Counterexample-Guided Synthesis Framework

Updated 1 March 2026

Counterexample-guided synthesis frameworks are iterative methods that alternate candidate synthesis with formal verification to progressively refine solutions based on counterexamples.
They integrate techniques such as SMT solving, grammar-based enumeration, and abstraction refinement to prune search spaces and guarantee candidate correctness.
Practical implementations have demonstrated scalability in domains like distributed protocols and controller synthesis, offering strong soundness and, in finite spaces, termination guarantees.

A counterexample-guided synthesis framework, commonly instantiated through Counterexample-Guided Inductive Synthesis (CEGIS), is an iterative approach for synthesizing constructs—such as programs, controllers, or protocols—that are provably correct with respect to a formal specification. This strategy orchestrates an alternation between candidate synthesis and formal verification (or falsification), leveraging counterexamples to refine the search. By integrating automatic constraint solving, syntax- or abstraction-guided enumeration, and efficient generalization of counterexamples, contemporary frameworks achieve scalability to large search spaces, handle diverse specification classes, and yield strong guarantees of soundness and, under certain conditions, completeness.

1. Core Loop and Theoretical Principles

The essential architecture of a counterexample-guided synthesis framework is an interactive learner–verifier paradigm. At each iteration, the learner proposes a candidate solution consistent with all prior counterexamples; the verifier then checks this candidate against the full specification. If the candidate fails, the verifier produces a witness—a counterexample input, trace, or model—that exposes the failure. The learner updates its hypothesis space to exclude candidates that behave incorrectly on the new counterexample. Iteration continues until a correct candidate is found or the search space is exhausted (Jha et al., 2014, Löding et al., 2015, Egolf et al., 24 Jan 2025).

Pseudocode for the canonical CEGIS loop (expressed for a candidate set $S$ , specification $\varphi$ , and black-box verifier):

def CEGIS(S, φ, VERIFY, LEARN):
    Ex_plus = set()                      # Counterexamples seen so far
    P = LEARN(Ex_plus)                   # Initial candidate
    while True:
        result = VERIFY(P)
        if result == "OK":
            return P                     # Correct candidate found
        else:
            c = result                   # Counterexample input or trace
            Ex_plus.add(c)
            P = LEARN(Ex_plus)

Here,

LEARN

constructs a candidate from the set of counterexamples

Ex^+

, while

VERIFY

returns either "OK" or a counterexample where

P

fails the specification.

Termination is guaranteed if the candidate space $S$ is finite and the learning algorithm always selects novel candidates; for infinite $S$ (such as real-valued templates), termination may not be guaranteed in general (Jha et al., 2014).

2. Variants and Generalizations of Counterexamples

The synthesis power and convergence of a counterexample-guided loop depend critically on the nature of the counterexamples:

Arbitrary counterexamples: Any violating input suffices; this is the standard CEGIS approach.
Minimal counterexamples: The verifier returns the lex least/fewest or most severe violation (for a defined well-order on the input space).

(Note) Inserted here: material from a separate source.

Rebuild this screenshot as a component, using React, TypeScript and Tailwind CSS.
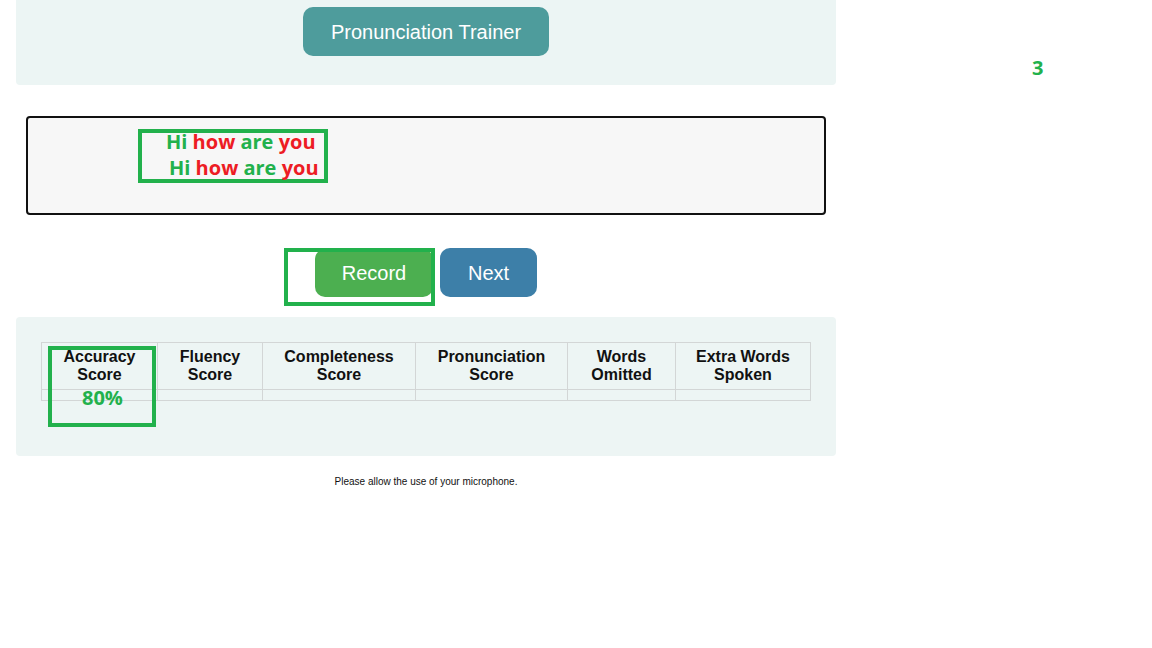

Using minimal counterexamples does not enlarge the class of solvable candidate spaces, but may substantially accelerate convergence in practice.
History-bounded counterexamples: The verifier produces a counterexample bounded with respect to previously seen positive examples, enabling the synthesis of certain structures that would otherwise be stuck (Jha et al., 2014).

Theoretical results indicate that minimal counterexamples do not increase synthesis power over arbitrary counterexamples (Power(MinCEGIS) = Power(CEGIS)), while history-bounded counterexamples give rise to incomparable synthesis power classes with respect to standard CEGIS (neither approach strictly dominates the other) (Jha et al., 2014).

3. Algorithmic Realizations: Abstraction, Synthesis Space, and Pruning

CEGIS frameworks are instantiated with diverse learning and verification engines tailored to the problem domain:

SMT-based synthesis: The learner encodes the space of candidates, often via syntax-guided grammars, as first-order logic and leverages SMT solvers for candidate generation and refinement (Löding et al., 2015, Alur et al., 2015).
Grammar-based enumeration: Candidates are generated via systematic enumeration of derivations from user-supplied grammars; pruning constraints from counterexamples eliminate semantically invalid regions before verification (e.g., in distributed protocol synthesis) (Egolf et al., 24 Jan 2025, Egolf et al., 2024).
Abstraction refinement: In domains with infeasible concrete verification, the learner synthesizes with respect to an abstraction, which is iteratively refined when spurious candidates are invalidated by counterexamples (Wang et al., 2017).
Learning-based or neuro-symbolic synthesis: Learnable models (e.g., neural networks) propose candidates conditioned on example sets; formal counterexample extraction from SMT guarantees correctness once verification passes (Polgreen et al., 2020, Jha et al., 2023).
Interpretation reduction: Candidates are grouped into equivalence classes according to their observable behavior under known interpretations, so the learner only needs to consider one representative per class. Counterexamples incrementally add new interpretations, refining the equivalence partition and efficiently managing the search explosion (Egolf et al., 24 Jan 2025).
Constraint refinement: Conflicts induced by counterexamples are encoded as logical constraints that block sets of candidates sharing the same erroneous behavior, generalizing pruning beyond single candidates and substantially increasing pruning efficiency (Egolf et al., 2024, Češka et al., 2019).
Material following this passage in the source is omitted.